Calories: Greek yogurt has more calories than regular plain yogurt. However, at 30 additional calories per cup, it really isn’t that many more calories. If in fact you are trying to reduce your calories, then I might suggest going with a non-fat yogurt (130 calories) over a full-fat yogurt (220 calories), which will have more of an impact on calorie count. Low-fat Greek yogurt comes in at 170 calories, a nice in-between.

Protein: Because Greek yogurt is strained, it ends up higher in protein than regular plain yogurt. In fact, Greek yogurt has over twice the grams of protein. This can vary from brand to brand, so don’t assume just because a yogurt is labeled Greek yogurt, that is will be higher in protein, or vice versa. However, this is often the case. If you struggle to get enough protein in your diet, then eating Greek yogurt can be an easy way to up your protein. It is especially helpful to those who are vegetarians, or those who eat less poultry or red meat. As you can see, one cup of Greek yogurt yields 23 grams of protein. Greek yogurt is a definite winner in the protein department!

Sugar: The sugar in either plain Greek yogurt or regular yogurt comes from natural sugar called lactose. Greek yogurt has 6 grams per cup, whereas the regular plain yogurt has 9 grams per cup. I don’t consider a difference of 3 grams, which is less than a teaspoon of sugar, a significant amount. However, if you are managing your blood sugar and trying to reduce even natural sugars, then going for the Greek yogurt is definitely better. More protein, and less sugar is generally better for both blood sugar and energy levels, so Greek yogurt wins here.

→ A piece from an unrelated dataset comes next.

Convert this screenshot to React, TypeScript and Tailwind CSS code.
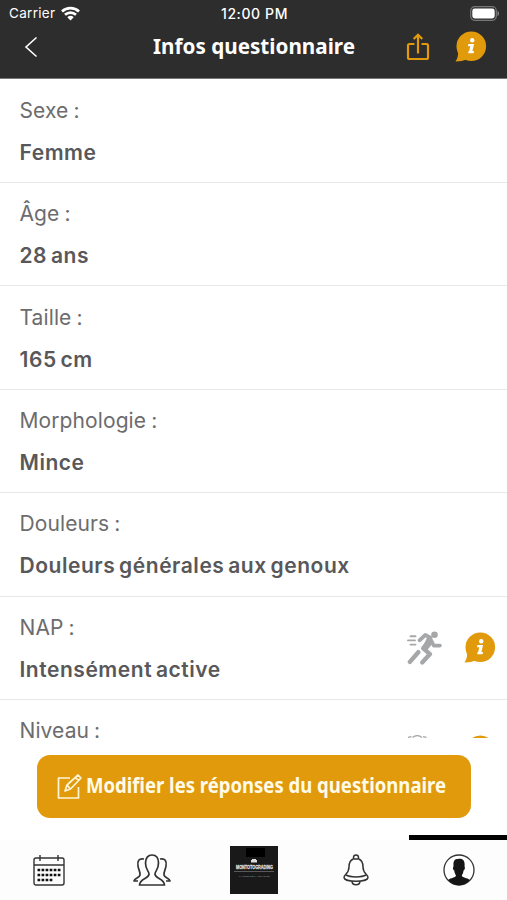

Calcium: So you might be asking, why should you choose regular plain yogurt? Well, it wins in the calcium department hands down. One cup of regular plain yogurt provides 40% of the daily calcium need, whereas Greek yogurt provides 25%, which is still good. If you don’t take calcium supplements, and are trying to meet your calcium needs through diet alone, then opting for regular plain yogurt may be something to consider. This is especially important for menopausal women who are most at risk for losing bone mass.

Probiotics: When the whey is strained out to make Greek yogurt, some of the good bacteria, aka probiotics, are lost right along with the calcium. So regular plain yogurt wins in the probiotic division as well. Eating foods rich in probiotics is a essential to support the gut microbiome. I recommend trying to eat a food high in good bacteria on a daily basis.

To take the tart edge off plain yogurt, try mixing it with fresh fruit. This provides a natural source of sugar as well as fiber and phytonutrients. You can also try sprinkling it with xylitol, which is a sugar alcohol that is good for you, and has a very low glycemic index, and half the calories as sugar.

Recommended calcium intake for adults up to age 50 is 1000 mg per day, and 1,200 mg per day for those over 50. This intake can be tough for individuals to reach from food alone. In fact, data from a national study, NHANES 2009 – 2010, found that 42% of Americans did not meet their Estimated Average Requirements for calcium as recommended by the Institute of Medicine. If you wish to augment your diet with a good calcium supplement so you might reach your calcium needs and provide other bone supporting nutrients like magnesium, vitamin D, boron, and vitamin K, then I might suggest Osteoforce Supreme. If you are just looking for a more simple calcium supplement, then a cal/mag like Cal/Mag 2:1 should do the trick.

So, as you can see, both regular plain yogurt and Greek yogurt provide a lot of nutritional benefit. If protein is hard for you to get, then go with the Greek yogurt, but if you struggle to meet your calcium needs, check out the regular plain yogurt. Both are great. It really comes down to what health focus you have, as well as your taste preferences.